Victims are buried each year at the memorial center across the road from the former U.N. base where most of them were last seen alive.

Duric lost her husband as they fled with their two children through the woods and walked for days toward government-held territory.

"After all these years, his body was found. In fact, just a few bones. I am burying them today," Duric said.

What hurts the survivors the most is the constant denial of the nature of the crime by Serbia and the Bosnian Serbs.

Last year, Serbia's prime minister Aleksandar Vucic – a former radical Serb nationalist who openly supported Serb forces in Bosnia during the war – was chased away by stone-throwing protesters from the burial ceremony mostly because he refused to acknowledge the genocide.

This year, victims' families demanded that those who deny the nature of the crime should not come, so nobody from official Belgrade or the Serb half of now ethnically divided Bosnia, where Srebrenica is located, came. The president of the Bosnian Serb part, Milorad Dodik, told media on Monday that Serbs will never acknowledge the massacre as genocide.

However, the leader of the Serbian opposition Liberal Democratic Party, Cedomir Jovanovic, who never avoided the word, was greeted by the victims' family members with applause as he laid flowers at the memorial center. Like every year, the non-governmental group from Belgrade "Women in Black" stood quietly holding a large banner that read "Responsibility," demanding Serbia acknowledges its role in the crimes in Bosnia.

"We will never stop paying tribute to the victims of genocide," said Stasa Zajevic, the head of the group.

The former president of the United Nations war crimes tribunal in The Hague, Theodor Meron, as well as the current president, Carmel Agius, insisted in speeches that the Srebrenica massacre "must be called by its real name: genocide." The tribunal has convicted six people for involvement in the Srebrenica genocide, including wartime Bosnian Serb leader Radovan Karadzic, sentenced this year to 40 years in prison.

President Bakir Izetbegovic said in order for a crime to be put into the past, it first has to face punishment.

"The answer is in our readiness to learn from history and to turn those lessons into a vision of peace, understanding and tolerance," Izetbegovic said.

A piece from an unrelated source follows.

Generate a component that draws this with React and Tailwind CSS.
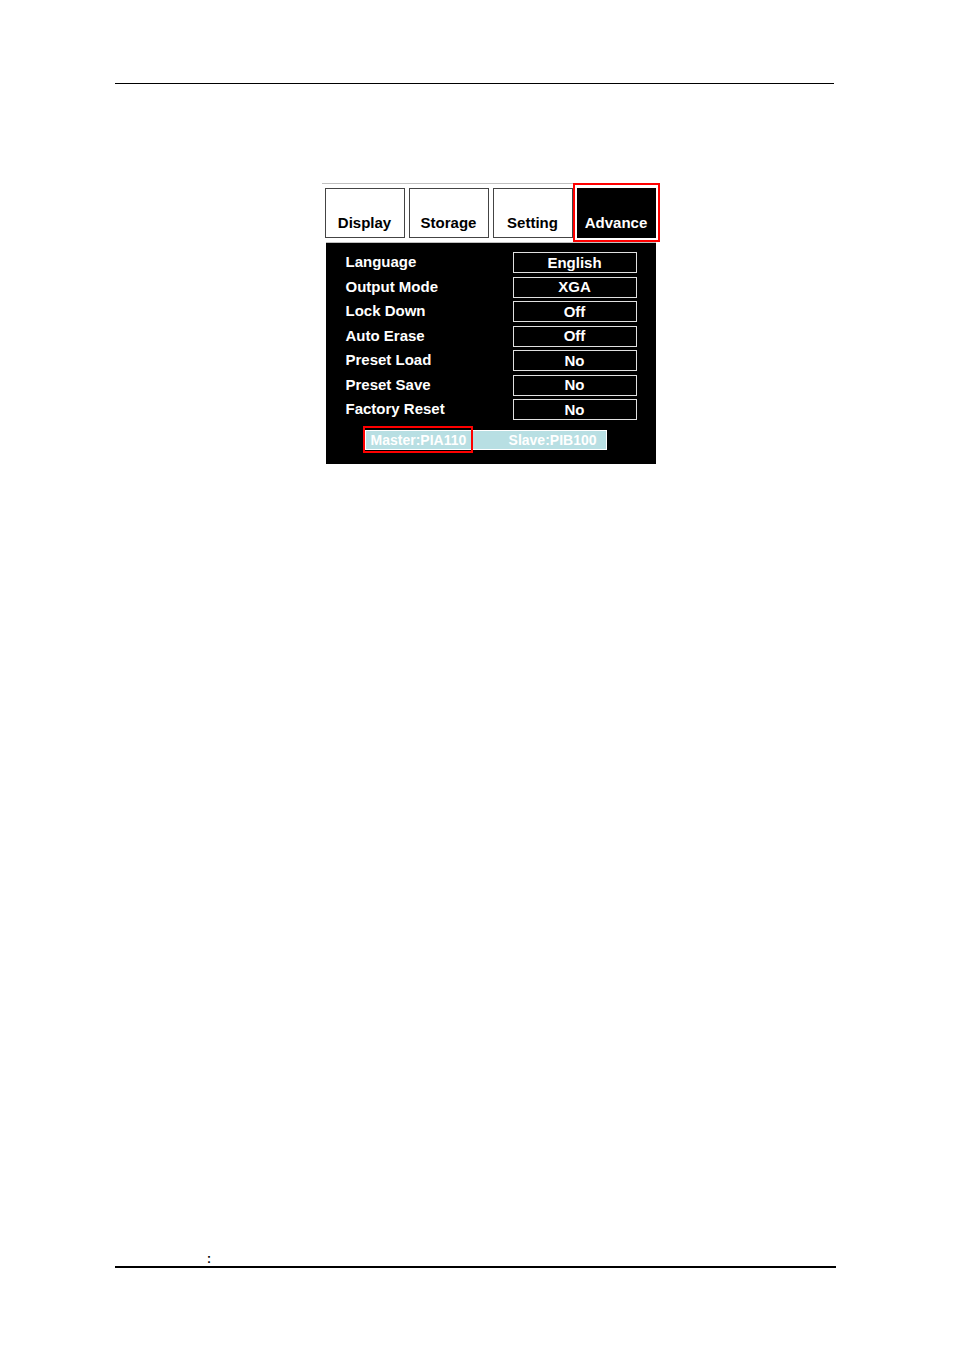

"The dream of exterminating others will always end with defeat and self-destruction," he warned those who still deny the genocide in Srebrenica. "Accepting and acknowledging the truth is the first step toward reconciliation."

The Srebrenica funerals are unique among Muslims because they are attended by women, which otherwise is not customary. But mostly male residents were killed in Srebrenica and the town's women never even considered sticking to the tradition.